--- start ---
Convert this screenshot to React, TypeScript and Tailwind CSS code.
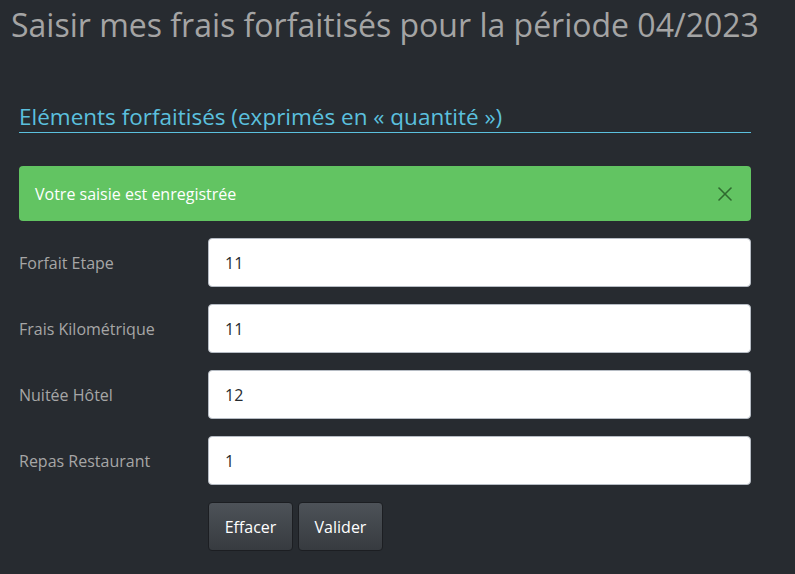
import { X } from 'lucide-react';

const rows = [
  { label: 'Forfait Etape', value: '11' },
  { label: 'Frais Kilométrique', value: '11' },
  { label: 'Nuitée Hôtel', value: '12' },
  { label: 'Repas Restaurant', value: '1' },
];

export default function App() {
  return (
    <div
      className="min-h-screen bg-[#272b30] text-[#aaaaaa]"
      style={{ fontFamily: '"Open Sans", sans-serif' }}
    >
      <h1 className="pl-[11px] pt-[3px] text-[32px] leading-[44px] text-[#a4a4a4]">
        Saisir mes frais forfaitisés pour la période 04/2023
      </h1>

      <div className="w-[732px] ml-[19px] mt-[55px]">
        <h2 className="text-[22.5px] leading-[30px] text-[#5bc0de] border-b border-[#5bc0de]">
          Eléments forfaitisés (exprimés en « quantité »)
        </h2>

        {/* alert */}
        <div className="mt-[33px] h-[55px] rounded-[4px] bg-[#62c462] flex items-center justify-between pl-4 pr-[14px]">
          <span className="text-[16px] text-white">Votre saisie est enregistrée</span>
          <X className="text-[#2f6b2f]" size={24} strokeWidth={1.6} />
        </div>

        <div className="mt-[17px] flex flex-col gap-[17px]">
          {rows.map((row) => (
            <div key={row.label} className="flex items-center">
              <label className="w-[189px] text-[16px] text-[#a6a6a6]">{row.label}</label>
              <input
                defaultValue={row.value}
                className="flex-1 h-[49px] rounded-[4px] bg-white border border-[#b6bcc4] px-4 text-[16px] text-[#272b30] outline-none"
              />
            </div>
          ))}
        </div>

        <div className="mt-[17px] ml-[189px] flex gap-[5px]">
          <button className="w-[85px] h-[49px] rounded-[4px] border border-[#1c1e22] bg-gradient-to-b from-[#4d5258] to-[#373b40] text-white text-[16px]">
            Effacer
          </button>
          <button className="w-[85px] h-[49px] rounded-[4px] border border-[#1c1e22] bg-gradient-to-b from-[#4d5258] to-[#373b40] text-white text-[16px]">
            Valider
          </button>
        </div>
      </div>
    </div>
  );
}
--- end ---
• Requirements
Repeat the listing in full and exactly. Do not include any images.

• Answer for this exercise
Convert this screenshot to React, TypeScript and Tailwind CSS code.
import { X } from 'lucide-react';

const rows = [
  { label: 'Forfait Etape', value: '11' },
  { label: 'Frais Kilométrique', value: '11' },
  { label: 'Nuitée Hôtel', value: '12' },
  { label: 'Repas Restaurant', value: '1' },
];

export default function App() {
  return (
    <div
      className="min-h-screen bg-[#272b30] text-[#aaaaaa]"
      style={{ fontFamily: '"Open Sans", sans-serif' }}
    >
      <h1 className="pl-[11px] pt-[3px] text-[32px] leading-[44px] text-[#a4a4a4]">
        Saisir mes frais forfaitisés pour la période 04/2023
      </h1>

      <div className="w-[732px] ml-[19px] mt-[55px]">
        <h2 className="text-[22.5px] leading-[30px] text-[#5bc0de] border-b border-[#5bc0de]">
          Eléments forfaitisés (exprimés en « quantité »)
        </h2>

        {/* alert */}
        <div className="mt-[33px] h-[55px] rounded-[4px] bg-[#62c462] flex items-center justify-between pl-4 pr-[14px]">
          <span className="text-[16px] text-white">Votre saisie est enregistrée</span>
          <X className="text-[#2f6b2f]" size={24} strokeWidth={1.6} />
        </div>

        <div className="mt-[17px] flex flex-col gap-[17px]">
          {rows.map((row) => (
            <div key={row.label} className="flex items-center">
              <label className="w-[189px] text-[16px] text-[#a6a6a6]">{row.label}</label>
              <input
                defaultValue={row.value}
                className="flex-1 h-[49px] rounded-[4px] bg-white border border-[#b6bcc4] px-4 text-[16px] text-[#272b30] outline-none"
              />
            </div>
          ))}
        </div>

        <div className="mt-[17px] ml-[189px] flex gap-[5px]">
          <button className="w-[85px] h-[49px] rounded-[4px] border border-[#1c1e22] bg-gradient-to-b from-[#4d5258] to-[#373b40] text-white text-[16px]">
            Effacer
          </button>
          <button className="w-[85px] h-[49px] rounded-[4px] border border-[#1c1e22] bg-gradient-to-b from-[#4d5258] to-[#373b40] text-white text-[16px]">
            Valider
          </button>
        </div>
      </div>
    </div>
  );
}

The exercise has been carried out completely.